There are other good reasons to use cinnamon – it can add flavour to rice dishes so you need less salt. It also contains potassium which helps balance sodium in the diet and in turn helps keep blood pressure healthy.
There are two types of cinnamon – real cinnamon grown in Sri Lanka, and cassia, which is grown in Indonesia and often labelled as cinnamon (go to herbies.com.au to understand the difference). Most studies looking at the effect of cinnamon on blood glucose levels have used cassia, Barclay says. And a word of warning: coumarin, an ingredient in both types of cinnamon, but especially in cassia, has caused liver problems in some sensitive people when consumed in excessive amounts.
What we need are more long-term studies to nail down how useful cinnamon might be for glucose control, adds Catherine Saxelby. "But in the meantime, sprinkle it over your breakfast porridge instead of sugar. It may help and there's no downside," she writes.
Cinnamon is probably not the only spice with such good news, she adds. Other spices such as nutmeg and cloves may also turn out to have similar benefits.

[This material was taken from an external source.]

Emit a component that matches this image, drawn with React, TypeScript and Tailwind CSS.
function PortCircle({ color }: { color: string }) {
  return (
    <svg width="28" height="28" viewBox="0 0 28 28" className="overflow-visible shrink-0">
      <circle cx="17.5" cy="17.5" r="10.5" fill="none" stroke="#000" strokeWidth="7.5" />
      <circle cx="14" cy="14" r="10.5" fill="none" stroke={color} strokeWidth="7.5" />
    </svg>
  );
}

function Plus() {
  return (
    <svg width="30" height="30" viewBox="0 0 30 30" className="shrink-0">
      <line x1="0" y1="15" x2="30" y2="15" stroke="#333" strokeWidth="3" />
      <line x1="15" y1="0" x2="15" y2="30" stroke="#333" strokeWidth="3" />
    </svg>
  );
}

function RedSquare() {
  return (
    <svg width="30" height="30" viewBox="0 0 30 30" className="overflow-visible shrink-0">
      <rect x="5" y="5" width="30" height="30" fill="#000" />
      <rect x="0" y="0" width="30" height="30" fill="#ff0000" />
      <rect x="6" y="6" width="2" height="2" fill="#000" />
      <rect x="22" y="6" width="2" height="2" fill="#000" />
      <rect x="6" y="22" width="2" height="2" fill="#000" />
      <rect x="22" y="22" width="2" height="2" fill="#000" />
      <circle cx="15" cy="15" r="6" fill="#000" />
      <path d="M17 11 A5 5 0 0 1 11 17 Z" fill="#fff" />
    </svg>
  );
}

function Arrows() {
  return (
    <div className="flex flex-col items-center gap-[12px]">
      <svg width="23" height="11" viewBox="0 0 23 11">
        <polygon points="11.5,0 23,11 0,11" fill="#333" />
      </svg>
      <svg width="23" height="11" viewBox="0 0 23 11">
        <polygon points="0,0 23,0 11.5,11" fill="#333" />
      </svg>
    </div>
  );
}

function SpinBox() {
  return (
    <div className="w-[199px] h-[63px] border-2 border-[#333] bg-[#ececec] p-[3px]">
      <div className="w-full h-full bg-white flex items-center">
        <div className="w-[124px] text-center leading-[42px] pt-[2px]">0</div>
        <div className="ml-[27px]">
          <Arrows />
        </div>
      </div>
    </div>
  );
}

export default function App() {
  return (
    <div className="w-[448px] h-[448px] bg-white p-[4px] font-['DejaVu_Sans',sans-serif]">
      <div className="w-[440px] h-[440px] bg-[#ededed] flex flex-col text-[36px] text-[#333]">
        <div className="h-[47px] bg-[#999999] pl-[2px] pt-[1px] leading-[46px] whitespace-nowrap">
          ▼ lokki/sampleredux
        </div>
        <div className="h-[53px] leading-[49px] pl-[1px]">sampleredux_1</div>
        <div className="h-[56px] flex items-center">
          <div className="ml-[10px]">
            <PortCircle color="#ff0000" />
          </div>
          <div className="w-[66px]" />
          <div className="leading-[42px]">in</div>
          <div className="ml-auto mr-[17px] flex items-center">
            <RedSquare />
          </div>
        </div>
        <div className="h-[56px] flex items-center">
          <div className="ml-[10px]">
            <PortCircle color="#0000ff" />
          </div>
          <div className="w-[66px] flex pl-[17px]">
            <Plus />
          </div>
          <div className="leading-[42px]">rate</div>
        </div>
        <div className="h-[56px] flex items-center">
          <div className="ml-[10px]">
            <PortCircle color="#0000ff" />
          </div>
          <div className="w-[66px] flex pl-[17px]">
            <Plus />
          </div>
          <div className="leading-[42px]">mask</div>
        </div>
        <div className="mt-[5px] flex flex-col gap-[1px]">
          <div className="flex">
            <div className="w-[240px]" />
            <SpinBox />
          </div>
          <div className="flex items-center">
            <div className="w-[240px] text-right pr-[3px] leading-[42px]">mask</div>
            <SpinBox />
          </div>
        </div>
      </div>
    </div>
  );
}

"We already know that most spices are extremely rich in nutrients such as betacarotene, certain B vitamins and antioxidants but the tiny amounts used in cooking are not usually significant sources of nutrition. If you use them, be generous in how much you use."
Jill Dupleix's chicken kofta skewers with turmeric tahini (recipe here). Photo: William Meppem
Six ways to spice up your diet
▪ Use spices to add colour as well as flavour – turmeric in a salad dressing, on roasted cauliflower or to brighten rice, couscous or white quinoa; red paprika on scrambled eggs.

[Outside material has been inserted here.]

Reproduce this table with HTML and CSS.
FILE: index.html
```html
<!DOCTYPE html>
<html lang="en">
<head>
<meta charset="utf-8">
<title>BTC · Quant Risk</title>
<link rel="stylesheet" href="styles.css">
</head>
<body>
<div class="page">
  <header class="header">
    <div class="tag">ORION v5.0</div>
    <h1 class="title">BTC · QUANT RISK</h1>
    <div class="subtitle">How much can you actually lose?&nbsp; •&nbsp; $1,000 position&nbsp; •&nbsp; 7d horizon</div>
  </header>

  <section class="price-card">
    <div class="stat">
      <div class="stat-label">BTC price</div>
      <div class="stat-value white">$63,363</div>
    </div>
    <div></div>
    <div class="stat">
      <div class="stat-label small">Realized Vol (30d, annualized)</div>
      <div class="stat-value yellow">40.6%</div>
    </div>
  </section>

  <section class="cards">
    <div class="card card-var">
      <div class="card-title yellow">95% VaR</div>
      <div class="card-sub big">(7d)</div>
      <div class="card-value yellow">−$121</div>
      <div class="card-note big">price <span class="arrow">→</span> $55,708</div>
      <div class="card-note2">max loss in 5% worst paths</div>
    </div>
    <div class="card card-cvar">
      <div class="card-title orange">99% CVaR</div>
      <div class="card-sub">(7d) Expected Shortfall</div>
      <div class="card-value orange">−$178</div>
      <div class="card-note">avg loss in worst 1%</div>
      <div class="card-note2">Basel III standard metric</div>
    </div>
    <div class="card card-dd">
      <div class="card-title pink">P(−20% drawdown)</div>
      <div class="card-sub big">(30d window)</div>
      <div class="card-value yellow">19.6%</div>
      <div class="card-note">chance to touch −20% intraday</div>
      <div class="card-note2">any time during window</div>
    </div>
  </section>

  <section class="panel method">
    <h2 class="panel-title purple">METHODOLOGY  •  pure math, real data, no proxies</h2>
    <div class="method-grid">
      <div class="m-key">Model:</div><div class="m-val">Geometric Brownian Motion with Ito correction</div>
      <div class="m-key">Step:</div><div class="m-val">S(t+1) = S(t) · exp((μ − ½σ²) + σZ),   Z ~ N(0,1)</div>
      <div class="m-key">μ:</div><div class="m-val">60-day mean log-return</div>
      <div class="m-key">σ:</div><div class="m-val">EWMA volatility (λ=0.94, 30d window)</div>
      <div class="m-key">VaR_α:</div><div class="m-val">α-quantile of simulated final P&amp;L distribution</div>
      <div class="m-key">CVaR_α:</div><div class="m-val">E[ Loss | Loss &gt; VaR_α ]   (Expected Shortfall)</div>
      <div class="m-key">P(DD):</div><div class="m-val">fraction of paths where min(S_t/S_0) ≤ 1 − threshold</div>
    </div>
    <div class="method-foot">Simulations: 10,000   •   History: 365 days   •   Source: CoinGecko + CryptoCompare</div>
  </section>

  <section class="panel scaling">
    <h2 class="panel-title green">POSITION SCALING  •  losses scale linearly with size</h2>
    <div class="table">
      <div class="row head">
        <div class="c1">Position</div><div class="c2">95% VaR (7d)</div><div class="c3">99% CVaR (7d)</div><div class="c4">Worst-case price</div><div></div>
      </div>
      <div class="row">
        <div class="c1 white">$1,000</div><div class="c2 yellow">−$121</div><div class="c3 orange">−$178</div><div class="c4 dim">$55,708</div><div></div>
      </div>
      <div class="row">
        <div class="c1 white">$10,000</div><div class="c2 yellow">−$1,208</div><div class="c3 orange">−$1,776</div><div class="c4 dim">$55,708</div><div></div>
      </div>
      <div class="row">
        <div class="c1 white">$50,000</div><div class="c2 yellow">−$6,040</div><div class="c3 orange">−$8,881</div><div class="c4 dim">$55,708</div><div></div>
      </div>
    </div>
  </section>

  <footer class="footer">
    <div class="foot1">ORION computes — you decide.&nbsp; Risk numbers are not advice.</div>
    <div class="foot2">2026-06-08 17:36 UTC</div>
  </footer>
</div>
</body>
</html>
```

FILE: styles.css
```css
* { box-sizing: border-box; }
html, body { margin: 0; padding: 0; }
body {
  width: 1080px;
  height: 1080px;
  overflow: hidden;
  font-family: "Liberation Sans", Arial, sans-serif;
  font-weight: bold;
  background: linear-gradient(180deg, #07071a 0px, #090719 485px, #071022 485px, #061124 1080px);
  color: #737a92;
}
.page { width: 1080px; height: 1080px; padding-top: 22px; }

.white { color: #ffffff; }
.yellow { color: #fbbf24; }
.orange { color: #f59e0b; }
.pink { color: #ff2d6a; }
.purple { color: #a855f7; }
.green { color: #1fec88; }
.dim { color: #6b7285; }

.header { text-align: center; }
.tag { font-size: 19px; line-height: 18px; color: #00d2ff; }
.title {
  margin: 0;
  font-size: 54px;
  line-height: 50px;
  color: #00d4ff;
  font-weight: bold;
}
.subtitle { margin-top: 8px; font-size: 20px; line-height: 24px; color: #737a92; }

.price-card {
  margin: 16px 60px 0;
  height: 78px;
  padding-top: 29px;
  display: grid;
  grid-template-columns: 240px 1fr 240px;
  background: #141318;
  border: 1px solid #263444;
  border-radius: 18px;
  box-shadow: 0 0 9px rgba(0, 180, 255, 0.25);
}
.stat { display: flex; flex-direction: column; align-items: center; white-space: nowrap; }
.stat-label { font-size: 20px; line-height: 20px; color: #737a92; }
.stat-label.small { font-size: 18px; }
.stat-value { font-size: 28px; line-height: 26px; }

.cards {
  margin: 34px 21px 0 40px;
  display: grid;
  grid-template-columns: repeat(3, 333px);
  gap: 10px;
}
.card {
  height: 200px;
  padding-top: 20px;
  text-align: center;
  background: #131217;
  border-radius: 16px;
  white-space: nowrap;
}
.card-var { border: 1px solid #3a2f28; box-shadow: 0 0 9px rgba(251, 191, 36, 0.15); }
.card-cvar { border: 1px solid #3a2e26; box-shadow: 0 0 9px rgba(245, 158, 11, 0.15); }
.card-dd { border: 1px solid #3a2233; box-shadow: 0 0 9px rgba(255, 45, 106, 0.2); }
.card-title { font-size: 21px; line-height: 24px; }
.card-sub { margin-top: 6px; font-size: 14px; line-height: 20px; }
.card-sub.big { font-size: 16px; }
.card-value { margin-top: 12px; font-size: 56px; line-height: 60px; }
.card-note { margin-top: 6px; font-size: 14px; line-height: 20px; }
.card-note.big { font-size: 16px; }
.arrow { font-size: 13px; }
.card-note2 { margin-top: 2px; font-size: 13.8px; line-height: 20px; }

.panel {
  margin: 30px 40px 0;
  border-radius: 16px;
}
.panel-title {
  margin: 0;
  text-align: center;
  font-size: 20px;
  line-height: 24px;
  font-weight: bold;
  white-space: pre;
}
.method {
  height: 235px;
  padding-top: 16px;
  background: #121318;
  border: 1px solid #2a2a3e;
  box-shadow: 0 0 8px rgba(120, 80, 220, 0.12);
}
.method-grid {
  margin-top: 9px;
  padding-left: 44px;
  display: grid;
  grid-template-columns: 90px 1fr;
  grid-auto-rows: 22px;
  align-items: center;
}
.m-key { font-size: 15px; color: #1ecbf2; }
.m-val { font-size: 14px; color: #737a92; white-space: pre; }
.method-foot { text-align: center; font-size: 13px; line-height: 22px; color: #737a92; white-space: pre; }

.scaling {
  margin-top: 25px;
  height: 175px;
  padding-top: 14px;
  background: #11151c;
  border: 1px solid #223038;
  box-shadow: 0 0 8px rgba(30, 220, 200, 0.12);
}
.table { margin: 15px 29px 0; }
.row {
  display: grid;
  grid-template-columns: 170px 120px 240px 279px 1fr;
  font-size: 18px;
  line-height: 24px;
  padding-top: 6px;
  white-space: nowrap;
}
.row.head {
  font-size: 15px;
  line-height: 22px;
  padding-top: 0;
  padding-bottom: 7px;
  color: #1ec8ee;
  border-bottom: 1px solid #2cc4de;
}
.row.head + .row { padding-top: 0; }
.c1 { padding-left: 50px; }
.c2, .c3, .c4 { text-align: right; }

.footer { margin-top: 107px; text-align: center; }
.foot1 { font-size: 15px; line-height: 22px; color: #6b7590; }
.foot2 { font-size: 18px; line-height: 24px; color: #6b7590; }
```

▪ Add more spice at breakfast. A sprinkle of cinnamon added to poached fruit and yoghurt; powdered ginger or cinnamon tossed through muesli or granola.
▪ Be generous with ginger. Keep a big root of fresh ginger in the fridge and grate it directly into a stir-fry, an Asian-style soup or even a dressing. Make a miso and ginger dressing for salads based on barley, quinoa or brown rice (Caroline Trickey whisks together two tablespoons of miso, 1½ tablespoons of brown rice vinegar, 1½ tablespoons of mirin, two teaspoons of tamari and one teaspoon of finely grated fresh ginger in a bowl)

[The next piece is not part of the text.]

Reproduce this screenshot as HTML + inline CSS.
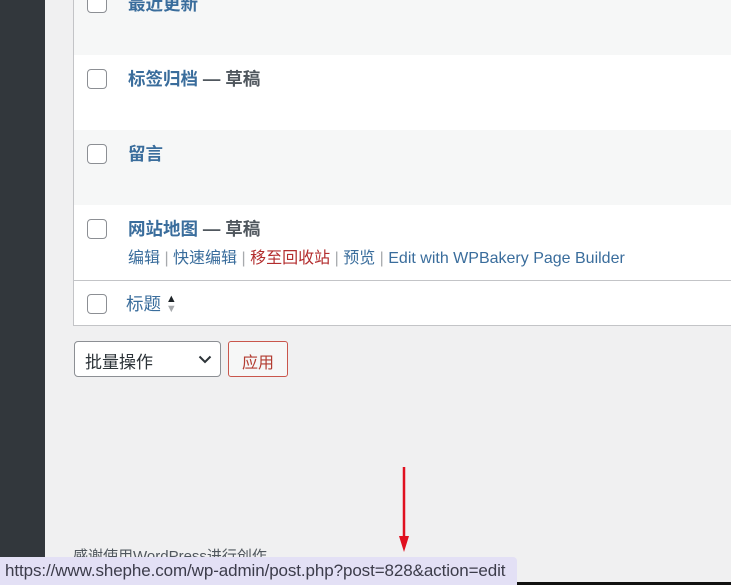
<!DOCTYPE html>
<html><head><meta charset="utf-8"><style>
*{box-sizing:border-box;margin:0;padding:0}
body{width:731px;height:585px;overflow:hidden;background:#f0f0f1;font-family:"Liberation Sans","Noto Sans CJK SC",sans-serif;position:relative}
.side{position:absolute;left:0;top:0;width:45px;height:585px;background:#32373c}
.tbl{position:absolute;left:73px;top:-5px;width:670px;height:331px;border:1px solid #c3c4c7;background:#fff}
.row{position:absolute;left:0;width:100%;height:75px}
.cb{position:absolute;left:13px;width:20px;height:20px;border:1px solid #8c8f94;border-radius:4px;background:#fff}
.t{position:absolute;left:54px;font-size:17.5px;font-weight:bold;color:#3a6d9c;line-height:24px}
.t span{color:#50575e}
.act{position:absolute;left:54px;font-size:16px;color:#3a6d9c;line-height:20px}
.act .s{color:#a7aaad}
.act .r{color:#b32d2e}
</style></head><body>
<div class="side"></div>
<div class="tbl">
 <div class="row" style="top:0;height:59px;background:#f6f7f7"><div class="cb" style="top:-3px"></div><div class="t" style="top:-4px">最近更新</div></div>
 <div class="row" style="top:59px"><div class="cb" style="top:14px"></div><div class="t" style="top:12px">标签归档 <span>— 草稿</span></div></div>
 <div class="row" style="top:134px;background:#f6f7f7"><div class="cb" style="top:14px"></div><div class="t" style="top:12px">留言</div></div>
 <div class="row" style="top:209px"><div class="cb" style="top:14px"></div><div class="t" style="top:12px">网站地图 <span>— 草稿</span>
 </div><div class="act" style="top:44px">编辑 <span class="s">|</span> 快速编辑 <span class="s">|</span> <span class="r">移至回收站</span> <span class="s">|</span> 预览 <span class="s">|</span> Edit with WPBakery Page Builder</div></div>
 <div style="position:absolute;left:0;top:284px;width:100%;border-top:1px solid #c3c4c7;height:46px">
  <div class="cb" style="top:13px"></div>
  <div style="position:absolute;left:52px;top:11px;font-size:17.5px;line-height:24px;color:#3a6d9c">标题 <span style="font-size:11px;line-height:10px;display:inline-block;vertical-align:top;margin-top:2px;color:#1d2327">▲<br><span style="color:#a7aaad">▼</span></span></div>
 </div>
</div>
<div style="position:absolute;left:74px;top:341px;width:147px;height:36px;border:1px solid #8c8f94;border-radius:4px;background:#fff;font-size:17px;color:#2c3338;padding:6px 0 0 10px">批量操作
<svg style="position:absolute;right:8px;top:13px" width="14" height="9" viewBox="0 0 14 9"><path d="M1.5 1.5 L7 7 L12.5 1.5" fill="none" stroke="#2c3338" stroke-width="2"/></svg></div>
<div style="position:absolute;left:228px;top:341px;width:60px;height:36px;border:1px solid #c9564c;border-radius:3px;background:#f6f7f7;font-size:16px;color:#b33c31;text-align:center;padding-top:7px">应用</div>
<div style="position:absolute;left:73px;top:545px;font-size:15px;color:#50575e">感谢使用WordPress进行创作。</div>
<svg style="position:absolute;left:396px;top:466px" width="16" height="88"><path d="M8 1 L8 74" stroke="#e01020" stroke-width="2.5"/><path d="M3 70 L13 70 L8 86 Z" fill="#e01020"/></svg>
<div style="position:absolute;left:0;top:557px;width:517px;height:28px;background:#e3e0f5;border-top-right-radius:4px;font-size:17px;color:#3c3c4a;padding:4px 0 0 5px;letter-spacing:-0.1px;white-space:nowrap">https://www.shephe.com/wp-admin/post.php?post=828&amp;action=edit</div>
<div style="position:absolute;left:517px;top:582px;width:214px;height:3px;background:#111"></div>
</body></html>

▪ Roast brussels sprouts with chilli and cinnamon
▪ Roast carrots with dukkah and garlic or sweet potato with freshly ground nutmeg
▪ Add spice to grilled or barbecued meat. A 2010 study published in the American Journal of Clinical Nutrition found that a mix of ginger, oregano, rosemary and black pepper added to hamburgers before cooking reduced levels of carcinogenic compounds produced by grilling meat.
Spice mixes are a true convenience food. Good quality spice mixes can upgrade a dish with minimal effort – think chermoula added to baked salmon, a dusting of dukkah on hummus, smashed avo or bruschetta, or berbere, the earthy Ethiopian spice blend that works magic on black beans, French lentils or roast veg. Herbies Spices and the Gewurzhaus, which has shops in Sydney and Melbourne, have great spice mixes.
Fresh turmeric v dried
Which is best? It depends on what you're cooking. As with any spice, the dried version is much stronger says spice guru Ian Hemphill of Herbie's Spices and author of The Spice and Herb Bible. "You'd use fresh turmeric in an Asian curry paste or a dish that's not being cooked for very long and has lots of other fresh ingredients. Dried turmeric powder would always be best in a curry or a tagine and anywhere where you need a stronger flavour."
As with cinnamon, there are two types of turmeric. Madras turmeric has a paler colour, milder flavour and is the one most often seen in supermarkets. On average, it has a curcumin content of 3.5 per cent, says Hemphill. Alleppey turmeric which has a darker colour, richer flavour and more curcumin (around 6.5 per cent) is better in curries and tagines, he says.